Mode (statistics)

The mode of a set of data values is the value that appears most often.[1] It is the value x at which its probability mass function takes its maximum value. In other words, it is the value that is most likely to be sampled.

Like the statistical mean and median, the mode is a way of expressing, in a (usually) single number, important information about a random variable or a population. The numerical value of the mode is the same as that of the mean and median in a normal distribution, and it may be very different in highly skewed distributions.

The mode is not necessarily unique to a given discrete distribution, since the probability mass function may take the same maximum value at several points x1, x2, etc.

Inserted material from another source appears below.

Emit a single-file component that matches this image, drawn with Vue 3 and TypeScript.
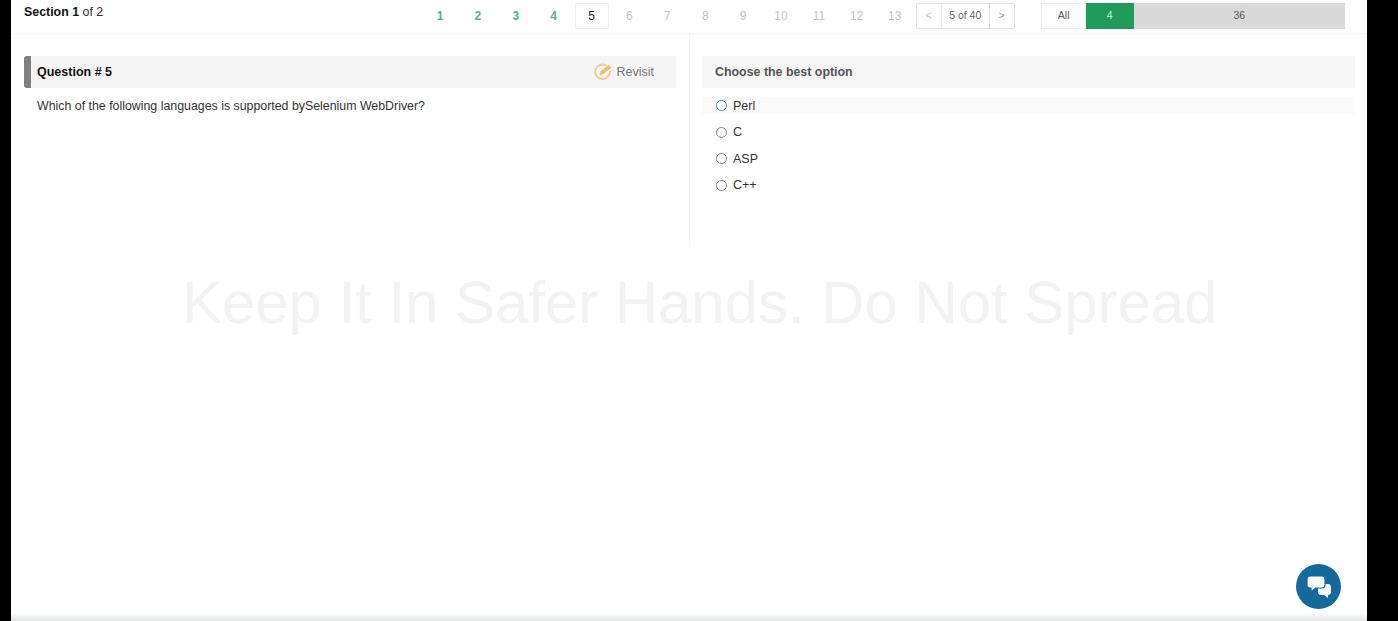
<template>
    <div class="exam-frame">
        <div class="exam-page">
            <header class="exam-header">
                <div class="section-label"><b>Section 1</b> of 2</div>

                <nav class="question-nav">
                    <span
                        v-for="item in questionItems"
                        :key="item.index"
                        class="question-nav-item"
                        :class="item.state"
                    >{{ item.index }}</span>
                </nav>

                <div class="pager">
                    <span class="pager-arrow">&lt;</span>
                    <span class="pager-count">5 of 40</span>
                    <span class="pager-arrow next">&gt;</span>
                </div>

                <div class="filter-bar">
                    <span class="filter-all">All</span>
                    <span class="filter-done">4</span>
                    <span class="filter-left">36</span>
                </div>
            </header>

            <main class="exam-body">
                <section class="question-panel">
                    <div class="question-title">
                        <b>Question # 5</b>
                        <span class="revisit">
                            <svg
                                width="20"
                                height="18"
                                viewBox="0 0 20 18"
                                fill="none"
                            >
                                <path
                                    d="M12.800 2.300A7.300 7.300 0 1 0 16.800 8.500"
                                    stroke="#f3c98f"
                                    stroke-width="1.800"
                                    stroke-linecap="round"
                                />
                                <path
                                    d="M6.500 12.200l1.200-4 7.800-6.400 2.800 2.800-7.800 6.400z"
                                    fill="#f1bd78"
                                />
                            </svg>
                            Revisit
                        </span>
                    </div>
                    <p class="question-text">Which of the following languages is supported bySelenium WebDriver?</p>
                </section>

                <section class="answer-panel">
                    <div class="answer-title">Choose the best option</div>
                    <label
                        v-for="(option, i) in options"
                        :key="option"
                        class="answer-option"
                        :class="{ hovered: i === 0 }"
                    >
                        <span class="radio" />
                        {{ option }}
                    </label>
                </section>
            </main>

            <div class="watermark">Keep It In Safer Hands. Do Not Spread</div>

            <button
                class="chat-button"
                type="button"
                aria-label="Chat"
            >
                <svg
                    width="26"
                    height="24"
                    viewBox="0 0 26 24"
                >
                    <path
                        d="M12 9h10c1.700 0 3 1.300 3 3v5c0 1.700-1.300 3-3 3v3l-3.800-3H15c-1.700 0-3-1.300-3-3z"
                        fill="#fff"
                    />
                    <path
                        d="M4 1h12c1.900 0 3 1.200 3 3v6c0 1.800-1.100 3-3 3H9.500L5 17v-4H4c-1.900 0-3-1.200-3-3V4c0-1.800 1.100-3 3-3z"
                        fill="#fff"
                        stroke="#15699b"
                        stroke-width="1.200"
                    />
                </svg>
            </button>
        </div>
    </div>
</template>

<script
    lang="ts"
    setup
>
    interface QuestionItem {
        index: number,
        state: string,
    }

    const currentQuestion = 5;

    const questionItems: Array<QuestionItem> = Array.from({ length: 13 }, (_, i) => {
        const index = i + 1;
        let state = 'upcoming';
        if (index < currentQuestion) state = 'answered';
        if (index === currentQuestion) state = 'current';
        return { index, state };
    });

    const options: Array<string> = ['Perl', 'C', 'ASP', 'C++'];
</script>

<style>
    html,
    body {
        margin: 0;
        background: #000;
    }
</style>

<style scoped>
    .exam-frame {
        display: flex;
        height: 621px;
        padding: 0 31px 0 11px;
        box-sizing: border-box;
        background: #000;
        font-family: "Liberation Sans", Arial, sans-serif;
        color: #222;
    }

    .exam-page {
        position: relative;
        flex: 1;
        min-width: 0;
        background: linear-gradient(to bottom, #fff 0, #fff 613px, #e2e4e4 621px);
        overflow: hidden;
    }

    .exam-header {
        display: flex;
        height: 34px;
        padding: 3px 22px 0 13px;
        box-sizing: border-box;
        border-bottom: 1px solid #f6f6f6;
    }

    .section-label {
        width: 399px;
        font-size: 12.400px;
        line-height: 18px;
        color: #333;
    }

    .section-label b {
        color: #111;
    }

    .question-nav {
        display: flex;
        gap: 3.900px;
        height: 26px;
    }

    .question-nav-item {
        width: 34px;
        box-sizing: border-box;
        border: 1px solid transparent;
        font-size: 12px;
        line-height: 24px;
        text-align: center;
    }

    .answered {
        color: #55b092;
        font-weight: bold;
    }

    .current {
        color: #222;
        border-color: #ececec;
        border-radius: 3px;
    }

    .upcoming {
        color: #c4c4c4;
    }

    .pager {
        display: flex;
        height: 26px;
        margin-left: 4px;
        box-sizing: border-box;
        border: 1px solid #e6e6e6;
        border-radius: 2px;
        font-size: 10.500px;
        line-height: 23px;
        text-align: center;
    }

    .pager-arrow {
        width: 24px;
        color: #bbb;
    }

    .pager-arrow.next {
        color: #999;
    }

    .pager-count {
        width: 49px;
        box-sizing: border-box;
        border-left: 1px solid #e8e8e8;
        border-right: 1px solid #e0e0e0;
        color: #666;
    }

    .filter-bar {
        display: flex;
        flex: 1;
        height: 26px;
        margin-left: 26px;
        font-size: 10.500px;
        line-height: 25px;
        text-align: center;
    }

    .filter-all {
        width: 45px;
        box-sizing: border-box;
        border: 1px solid #eee;
        border-right: 0;
        line-height: 23px;
        color: #555;
    }

    .filter-done {
        width: 48px;
        background: #1f9a5c;
        color: #cfeedd;
    }

    .filter-left {
        flex: 1;
        background: #d8d8d8;
        color: #555;
    }

    .exam-body {
        display: flex;
        padding: 0 12px 0 13px;
    }

    .question-panel {
        width: 652px;
        padding-top: 22px;
    }

    .question-title {
        display: flex;
        align-items: center;
        justify-content: space-between;
        height: 32px;
        padding: 0 22px 0 6px;
        box-sizing: border-box;
        border-left: 7px solid #808080;
        border-radius: 3px 0 0 3px;
        background: #f5f5f5;
        font-size: 12.500px;
        color: #111;
    }

    .revisit {
        display: flex;
        align-items: center;
        gap: 3px;
        color: #777;
    }

    .question-text {
        margin: 10px 0 0 13px;
        font-size: 12.370px;
        line-height: 16px;
        color: #333;
    }

    .answer-panel {
        width: 666px;
        height: 213px;
        margin-left: 13px;
        padding: 22px 0 0 12px;
        box-sizing: border-box;
        border-left: 1px solid #f5f5f5;
    }

    .answer-title {
        height: 32px;
        padding-left: 13px;
        background: #f6f6f6;
        font-size: 12.400px;
        font-weight: bold;
        line-height: 32px;
        color: #555;
    }

    .answer-option {
        display: flex;
        align-items: center;
        gap: 6px;
        height: 17px;
        margin-top: 9.500px;
        padding-left: 14px;
        font-size: 12.500px;
        color: #333;
    }

    .answer-option:first-of-type {
        margin-top: 9px;
    }

    .answer-option.hovered {
        background: #fafafa;
    }

    .radio {
        width: 11px;
        height: 11px;
        box-sizing: border-box;
        border: 1px solid #888;
        border-radius: 50%;
        background: #fff;
    }

    .hovered .radio {
        border-color: #5f8b9e;
    }

    .watermark {
        position: absolute;
        top: 267px;
        left: 171px;
        font-size: 59.900px;
        line-height: 72px;
        white-space: nowrap;
        color: #f2f2f2;
        pointer-events: none;
    }

    .chat-button {
        position: absolute;
        top: 564px;
        left: 1285px;
        display: flex;
        align-items: center;
        justify-content: center;
        width: 45px;
        height: 45px;
        padding: 0;
        border: 0;
        border-radius: 50%;
        background: #15699b;
    }
</style>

The most extreme case occurs in uniform distributions, where all values occur equally frequently.

When the probability density function of a continuous distribution has multiple local maxima it is common to refer to all of the local maxima as modes of the distribution. Such a continuous distribution is called multimodal (as opposed to unimodal). A mode of a continuous probability distribution is often considered to be any value x at which its probability density function has a locally maximum value, so any peak is a mode.[2]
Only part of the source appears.